The government's plan, such that it is, goes for the easy targets, while ignoring or making worse the fundamental causes of the problem: unemployment and a dying culture. Yahoo reports:

But Ms Anderson conceded there was the need for urgent action and for commonwealth help.

"We needed the assistance of the federal government that had the bigger cheque book," she said.

"We did want to bring it to the government's attention but not in the way it has been responded to by the federal government."

Ms Anderson said the report was deliberately written in such a reasonable way that the commonwealth would be unreasonable to ignore the recommendations.

"They behaved as though we all have done nothing and we don't know anything and we have all been sitting on our hands," she said.

Ms Anderson said there needed to be an appropriate way of returning power to people in Aboriginal communities.

"Aboriginal people are worried about their kids but they want to be part of the solution not merely to be passive recipients," she said.

"There has to be a whole new terms of engagement renegotiated with Aboriginal people. The days of being passive recipients are over, absolutely over. That isn't going to work, that hasn't worked."

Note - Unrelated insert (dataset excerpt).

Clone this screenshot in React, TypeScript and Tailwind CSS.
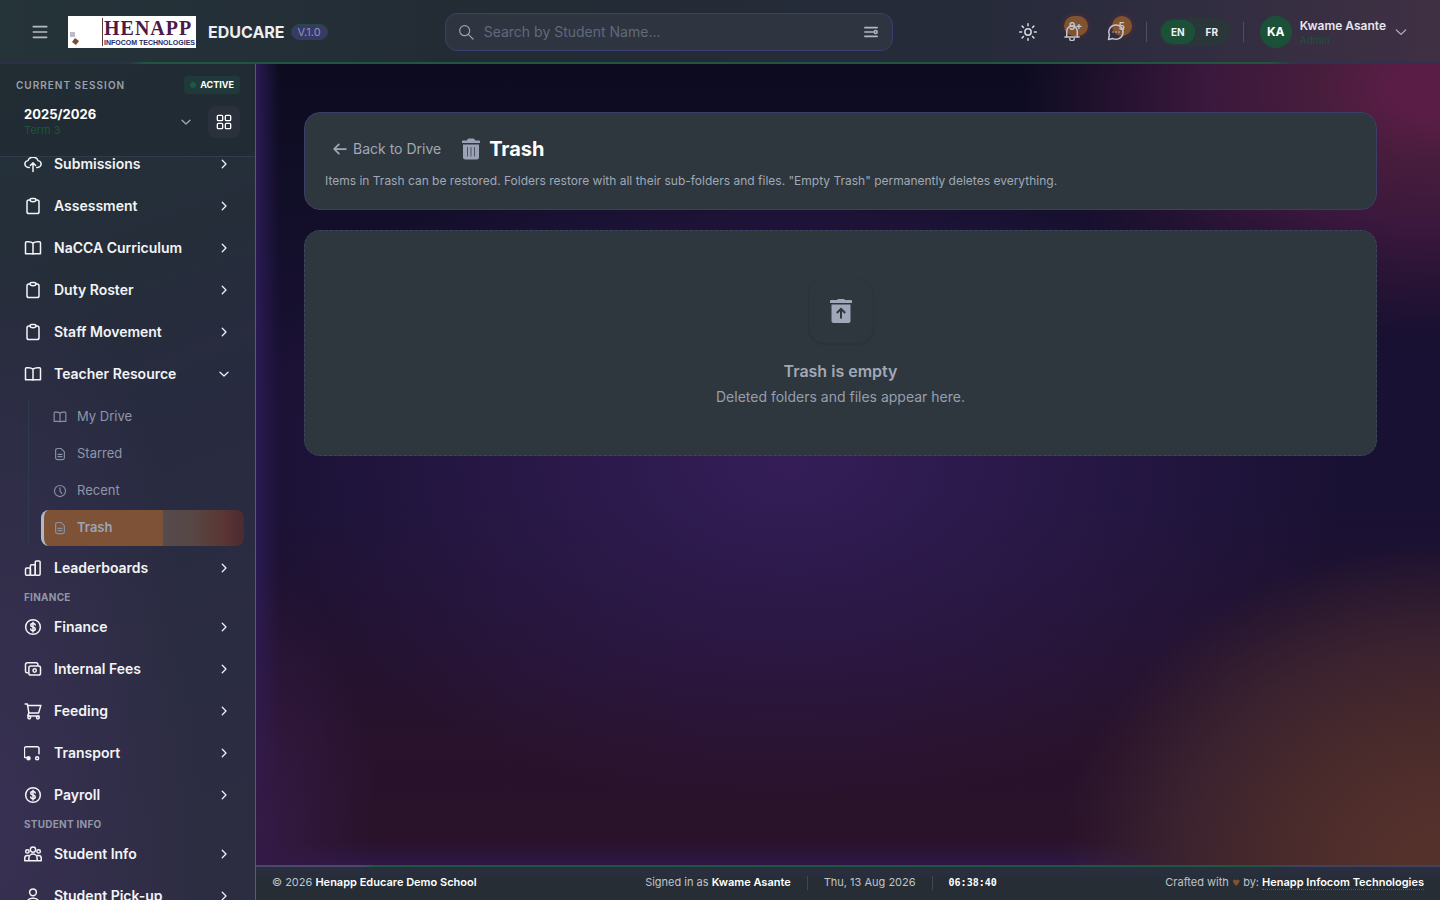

Despite early reports that Aboriginal leaders supported the plan, it seems that in fact they actually oppose it:

The Australian Government's intervention in the Northern Territory is sickening, rotten and worrying, says one of the most powerful Aboriginal leaders in the territory.

At the Garma Festival in Arnhem Land, former Northern Land Council president, Galarrwuy Yunupingu, called on people to fight the Howard Government's takeover of Northern Territory Aboriginal communities.


It's gratifying to see the pieces fall into place. When I first heard about this plan, back in June, I thought it was Children Overboard again. And what did I discover today? The Liberal Party's own polls are supporting what newspaper opinion polls are saying: Australia's voters now find Howard too old and dishonest. Even the right-wing Herald-Sun plastered the report on their front page.